Integrated systems are responsible for less than 10% of Adam Hall’s turnover. “So that’s about €7 million – but we are still growing steadily in this segment,” he says.

A major project occupying him at the moment is the creation of the new Adam Hall Experience Center at the company’s headquarters. This will consist of three parts: the first is a showroom area, where products can be tried out live, including training rooms and an 800-seat event theatre. “It’s not just about training on our own products – I want to offer training on things like social media, so an install company, or a rental company, can get some knowledge about how to present their company and make it appear more professional.” Then there will be the R&D department, with testing rooms, audio simulation laboratories and prototyping workshops with 3D printers – so concepts can be created quickly and discussed with the customer in the same building. Finally there will be employee areas, including a restaurant (“my restaurant is back!”) and a recreation area with table football, pinball, karaoke – “a little bit Silicon Valley”.

The right people

As CEO, Pietschmann sees one of his key responsibilities as “getting the right people on board”. Fortunately, this seems to be working: “There is less fluctuation [in staff] now. We have some very long-term people – every month we have a 10, 20 or 25-year anniversary – but we’ve doubled our employees, so we also have a lot of young people on board with another approach.”

Nowadays young people are more choosy about where they work, he says, and graduates in engineering and related disciplines are not plentiful.

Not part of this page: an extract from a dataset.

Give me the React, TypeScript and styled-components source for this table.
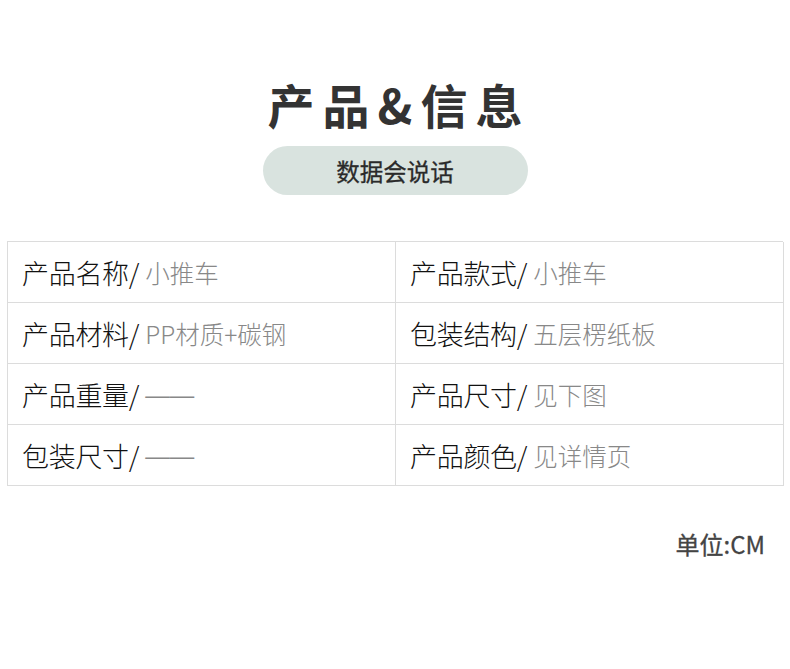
import React from 'react';
import styled, { createGlobalStyle } from 'styled-components';

const GlobalStyle = createGlobalStyle`
  html, body {
    margin: 0;
    padding: 0;
    background: #fff;
  }
  body {
    font-family: 'Noto Sans CJK SC', 'Noto Sans', sans-serif;
  }
`;

const Page = styled.div`
  width: 790px;
  height: 669px;
  display: flex;
  flex-direction: column;
  align-items: center;
  background: #fff;
`;

const Title = styled.h1`
  margin: 72px 0 0 8px;
  font-size: 47px;
  line-height: 64px;
  font-weight: 700;
  letter-spacing: 8px;
  color: #333;
`;

const Pill = styled.div`
  margin-top: 10px;
  width: 265px;
  height: 49px;
  border-radius: 25px;
  background: #d9e3df;
  display: flex;
  align-items: center;
  justify-content: center;
  font-size: 23.5px;
  font-weight: 400;
  color: #2a2a2a;
  -webkit-text-stroke: 0.3px #2a2a2a;
`;

const Table = styled.div`
  margin-top: 46px;
  width: 776px;
  display: grid;
  grid-template-columns: 388px 388px;
  border-top: 1px solid #dcdcdc;
  border-left: 1px solid #dcdcdc;
  box-sizing: border-box;
`;

const Cell = styled.div`
  height: 61px;
  box-sizing: border-box;
  border-right: 1px solid #dcdcdc;
  border-bottom: 1px solid #dcdcdc;
  display: flex;
  align-items: center;
  padding-left: 14px;
  padding-top: 1px;
`;

const Label = styled.span`
  font-size: 27px;
  font-weight: 300;
  color: #111;
  letter-spacing: -0.3px;
`;

const Value = styled.span<{ $dash?: boolean }>`
  margin-left: 6px;
  font-size: 24.5px;
  font-weight: 300;
  color: #888;
  font-family: ${p =>
    p.$dash ? "'Liberation Sans', sans-serif" : "'Noto Sans CJK SC', sans-serif"};
`;

const Unit = styled.div`
  align-self: flex-end;
  margin: 40px 25px 0 0;
  font-size: 24px;
  font-weight: 400;
  color: #444;
  -webkit-text-stroke: 0.3px #444;
`;

const rows: [string, string][] = [
  ['产品名称', '小推车'],
  ['产品款式', '小推车'],
  ['产品材料', 'PP材质+碳钢'],
  ['包装结构', '五层楞纸板'],
  ['产品重量', '——'],
  ['产品尺寸', '见下图'],
  ['包装尺寸', '——'],
  ['产品颜色', '见详情页'],
];

const App: React.FC = () => {
  return (
    <Page>
      <GlobalStyle />
      <Title>产品&amp;信息</Title>
      <Pill>数据会说话</Pill>
      <Table>
        {rows.map(([label, value], idx) => (
          <Cell key={idx}>
            <Label>{label}/</Label>
            <Value $dash={value === '——'}>{value}</Value>
          </Cell>
        ))}
      </Table>
      <Unit>单位:CM</Unit>
    </Page>
  );
};

export default App;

However, Adam Hall is one company that people want to work for.

He recounts the story of when Adam Hall offered a job in R&D to a young man who then also received an offer from BMW in Munich, where he lived. “I said to our HR manager: ‘What shall we do now? We cannot give more money, and we’re not in Munich’ – and Munich is a nice place.” [It’s over 400km away.] “But he came to us – he moved – and he told me that his project would have been to modify the sound of the doors on the new 7 Series. The car is made from aluminium and they wanted to make the doors sound heavier.” And why did he turn BMW down? “He said, ‘This is not something that I want to tell my kids, at the end of my life, that I did.’

“So it’s changing a lot. Young people don’t work only for money – they work with a purpose. They want to work for something that makes a difference. In our market we have different segments – music and rock ’n’ roll – and we can attract these people to come on board to make these products happen.”

Although the company clearly listens carefully to its customers, they aren’t Pietschmann’s top priority. “It’s people who make the business. I always say: first, employees; second, customers – which seems to be a little bit ‘wow, this is hard’, but I’m convinced that if you have happy people in your company, you have happy customers; and if you have happy customers, you have happy owners and a good company.”

He’s just as clear about what the company stands for: “The Adam Hall mission – why I come to work every day – is to give more people the opportunity to use technology which is affordable and has a good quality, and to bring more people together to share ideas, music… in the end, emotions.”